Which of the regional policies proposed by Labor Green and Democrat parties deserve support?
Given Australia's White Australia Policy from 1901-1969, how dangerous do you think the Pauline Hanson One Nation use of racism could be?
Do you consider the strong media coverage for Pauline Hanson is excessive, and has it led to any positive discussion of the deeper problems in rural and regional Australia?

5. Elements of an alternative regional development policy
Under economic rationalism and corporate globalisation, high unemployment has taken on a strong regional dimension. Rural, traditional industrial and some high-growth lifestyle regions have very high unemployment. But a number of globally oriented regions have virtually full employment.

Real declines in commodity prices have resulted in income and job loss in rural areas.

Australian manufacturing has shrunk through lack of economies of scale, dependence on branch plants of multinational corporations, tariff cuts, inadequate Research & Development. This has led to high unemployment in production regions.

This experience of the 1990s reinforces a traditional Australian attitude in favour of "decentralisation" or regional development policies.

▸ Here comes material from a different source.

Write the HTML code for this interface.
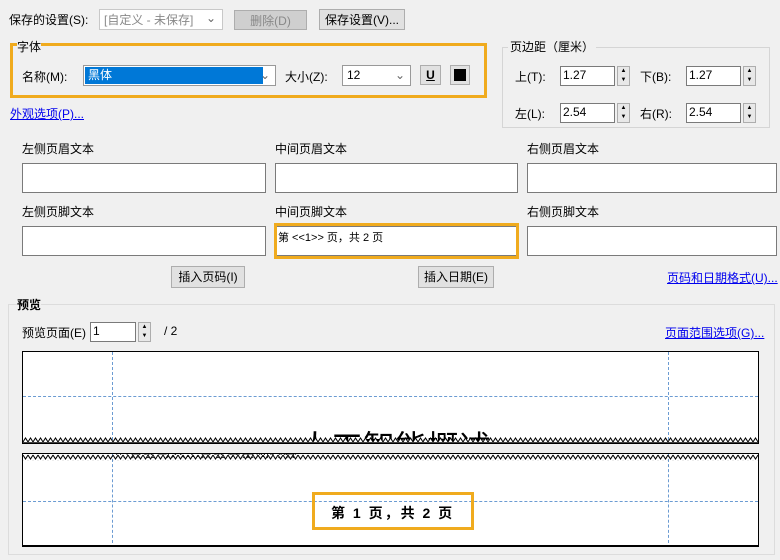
<!DOCTYPE html>
<html><head><meta charset="utf-8"><style>
body{margin:0;width:780px;height:560px;background:#f0f0f0;position:relative;overflow:hidden;font-family:"Liberation Sans","Noto Sans CJK SC",sans-serif;font-size:12px;color:#000}
.a{position:absolute;white-space:nowrap}
.in{position:absolute;background:#fff;border:1px solid #7a7a7a;box-sizing:border-box}
.btn{position:absolute;background:#e1e1e1;border:1px solid #adadad;box-sizing:border-box;text-align:center;line-height:20px}
.ln{color:#0000ee;text-decoration:underline}
.sp{position:absolute;width:13px;height:20px;border:1px solid #adadad;box-sizing:border-box;background:#e8e8e8;font-size:6px;line-height:9px;text-align:center}
.or{position:absolute;border:3px solid #f0ab1e;box-sizing:border-box}
.vd{position:absolute;border-left:1px dashed #6b9bd2;width:0}
.hd{position:absolute;border-top:1px dashed #6b9bd2;height:0}
</style></head><body>
<div class="a" style="left:9px;top:11px">保存的设置(S):</div>
<div class="in" style="left:99px;top:9px;width:124px;height:21px;border-color:#c8c8c8;color:#888;padding:1px 4px">[自定义 - 未保存]<span style="position:absolute;right:6px;color:#666">⌄</span></div>
<div class="btn" style="left:234px;top:10px;width:73px;height:20px;background:#cfcfcf;color:#888">删除(D)</div>
<div class="btn" style="left:319px;top:9px;width:86px;height:21px">保存设置(V)...</div>

<div class="or" style="left:10px;top:43px;width:477px;height:55px"></div>
<div class="a" style="left:17px;top:38px;background:#f0f0f0">字体</div>
<div class="a" style="left:22px;top:68px">名称(M):</div>
<div class="in" style="left:83px;top:65px;width:193px;height:21px;border-color:#999"><div style="position:absolute;left:1px;top:1px;width:175px;height:17px;background:#0078d7;color:#fff;padding-left:3px;line-height:17px">黑体</div><span style="position:absolute;right:5px;top:2px;color:#666">⌄</span></div>
<div class="a" style="left:285px;top:68px">大小(Z):</div>
<div class="in" style="left:342px;top:65px;width:69px;height:21px;border-color:#999;padding:2px 4px">12<span style="position:absolute;right:5px;top:2px;color:#666">⌄</span></div>
<div class="btn" style="left:420px;top:65px;width:21px;height:20px;font-weight:bold;text-decoration:underline;line-height:18px">U</div>
<div class="btn" style="left:450px;top:65px;width:20px;height:20px"><div style="margin:3px;width:12px;height:12px;background:#000"></div></div>
<div class="a ln" style="left:10px;top:105px">外观选项(P)...</div>

<div style="position:absolute;left:502px;top:47px;width:268px;height:81px;border:1px solid #d5d5d5;box-sizing:border-box"></div>
<div class="a" style="left:508px;top:38px;background:#f0f0f0;padding:0 2px">页边距（厘米）</div>
<div class="a" style="left:515px;top:68px">上(T):</div>
<div class="in" style="left:560px;top:66px;width:55px;height:20px;padding:1px 2px">1.27</div>
<div class="sp" style="left:617px;top:66px">▲<br>▼</div>
<div class="a" style="left:640px;top:68px">下(B):</div>
<div class="in" style="left:686px;top:66px;width:55px;height:20px;padding:1px 2px">1.27</div>
<div class="sp" style="left:743px;top:66px">▲<br>▼</div>
<div class="a" style="left:515px;top:105px">左(L):</div>
<div class="in" style="left:560px;top:103px;width:55px;height:20px;padding:1px 2px">2.54</div>
<div class="sp" style="left:617px;top:103px">▲<br>▼</div>
<div class="a" style="left:640px;top:105px">右(R):</div>
<div class="in" style="left:686px;top:103px;width:55px;height:20px;padding:1px 2px">2.54</div>
<div class="sp" style="left:743px;top:103px">▲<br>▼</div>

<div class="a" style="left:22px;top:140px">左侧页眉文本</div>
<div class="a" style="left:275px;top:140px">中间页眉文本</div>
<div class="a" style="left:527px;top:140px">右侧页眉文本</div>
<div class="in" style="left:22px;top:163px;width:244px;height:30px"></div>
<div class="in" style="left:275px;top:163px;width:243px;height:30px"></div>
<div class="in" style="left:527px;top:163px;width:250px;height:30px"></div>
<div class="a" style="left:22px;top:203px">左侧页脚文本</div>
<div class="a" style="left:275px;top:203px">中间页脚文本</div>
<div class="a" style="left:527px;top:203px">右侧页脚文本</div>
<div class="in" style="left:22px;top:226px;width:244px;height:30px"></div>
<div class="in" style="left:275px;top:226px;width:243px;height:30px;font-size:11px;padding:2px 2px">第 &lt;&lt;1&gt;&gt; 页，共 2 页</div>
<div class="or" style="left:274px;top:223px;width:245px;height:36px"></div>
<div class="in" style="left:527px;top:226px;width:250px;height:30px"></div>
<div class="btn" style="left:171px;top:266px;width:74px;height:22px">插入页码(I)</div>
<div class="btn" style="left:418px;top:266px;width:76px;height:22px">插入日期(E)</div>
<div class="a ln" style="left:667px;top:269px">页码和日期格式(U)...</div>

<div style="position:absolute;left:8px;top:304px;width:767px;height:251px;border:1px solid #dcdcdc;box-sizing:border-box"></div>
<div class="a" style="left:17px;top:296px;font-weight:bold;background:#f0f0f0">预览</div>
<div class="a" style="left:22px;top:324px">预览页面(E)</div>
<div class="in" style="left:90px;top:322px;width:46px;height:20px;padding:1px 2px">1</div>
<div class="sp" style="left:138px;top:322px">▲<br>▼</div>
<div class="a" style="left:164px;top:324px">/ 2</div>
<div class="a ln" style="left:665px;top:324px">页面范围选项(G)...</div>

<svg width="0" height="0" style="position:absolute"><defs>
<pattern id="up" width="5" height="6" patternUnits="userSpaceOnUse"><polyline points="0,5 2.5,1 5,5" fill="#fff" stroke="#000" stroke-width="1"/></pattern>
<pattern id="dn" width="5" height="6" patternUnits="userSpaceOnUse"><polyline points="0,1 2.5,5 5,1" fill="#fff" stroke="#000" stroke-width="1"/></pattern>
</defs></svg>

<div style="position:absolute;left:22px;top:351px;width:737px;height:93px;background:#fff;border:1px solid #000;box-sizing:border-box;overflow:hidden">
<div class="vd" style="left:89px;top:0;height:93px"></div><div class="vd" style="left:645px;top:0;height:93px"></div>
<div class="hd" style="left:0;right:0;top:44px"></div>
<div class="a" style="left:276px;top:70px;font-size:32px">人工智能概述</div>
<svg style="position:absolute;left:0;top:85px" width="737" height="8"><rect x="0" y="0" width="737" height="6" fill="url(#up)"/><rect x="0" y="5" width="737" height="3" fill="#fff"/><line x1="0" y1="6" x2="737" y2="6" stroke="#000" stroke-width="1.5"/></svg>
</div>
<div style="position:absolute;left:22px;top:453px;width:737px;height:94px;background:#fff;border:1px solid #000;border-bottom:2px solid #000;box-sizing:border-box;overflow:hidden">
<div class="a" style="left:92px;top:-12px;font-size:14px;color:#333">的智能与人工智能等基础内容</div>
<div class="vd" style="left:89px;top:0;height:94px"></div><div class="vd" style="left:645px;top:0;height:94px"></div>
<div class="hd" style="left:0;right:0;top:47px"></div>
<svg style="position:absolute;left:0;top:0" width="737" height="7"><rect x="0" y="0" width="737" height="7" fill="url(#dn)"/></svg>
<div class="a" style="left:308px;top:49px;font-size:14px;font-weight:bold;letter-spacing:2px">第 1 页，共 2 页</div>
</div>
<div class="or" style="left:312px;top:492px;width:162px;height:38px"></div>
</body></html>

The traditional national economic policy in Australia up to 1976 was to encourage markets, but to ensure strong government support for infrastructure, education, research and development and technology; to have government boost spending markets when had their periodic recessions, and to transfer benefits to those with the worst chances in an open market. This was the hard-won lesson from depression and war.

Since the late 1970s, a new national economic policy has come to dominate, which means trade liberalisation, market deregulation, privatisation, user pays, low government taxes and even lower government spending. The "markets" are the only method of allocating resources.

This new approach - economic rationalism - took any focus off regional development policy.

Today, "regions" is restricted in government thinking to "rural". Federal, State and Local government are still poorly coordinated in developing regional development programs.

The broad features of an innovative regional policy are:

  • Shift from trying to attract business into an area with incentives, to enhancing the skills of the businesses, households and organisations already in a region. New investment will be attracted to a region which has a positive strategy working.
  • Increase the generation, spread and exchange of knowledge - this is crucial to innovation
  • A focussed effort to direct capital to regions, through banks, super funds and government.
  • Government responds to initiative and direction set within the region by providing finance and human resources for good projects. In the European Union especially, regional development policy is the economic policy. Government is crucial in providing stronger educational and research resources in regions, in providing modern transport and telecommunications infrastructure, and facilitating regional networking initiatives.
  • A government commitment to repopulate rural and resource regions by say 150,000 - 200,000 in the next 20 years.
Discussion
Is regional development a crucial response to the inequalities created in the 1990s in Australia?
How can Australia's Federal and State governments develop a more comprehensive and focused regional development policy?
What changes in taxation and government spending are required to create an effective regional development policy?
Should the region become the planning unit for Australia? Should environmentally sustainable development be pursued primarily at the regional level?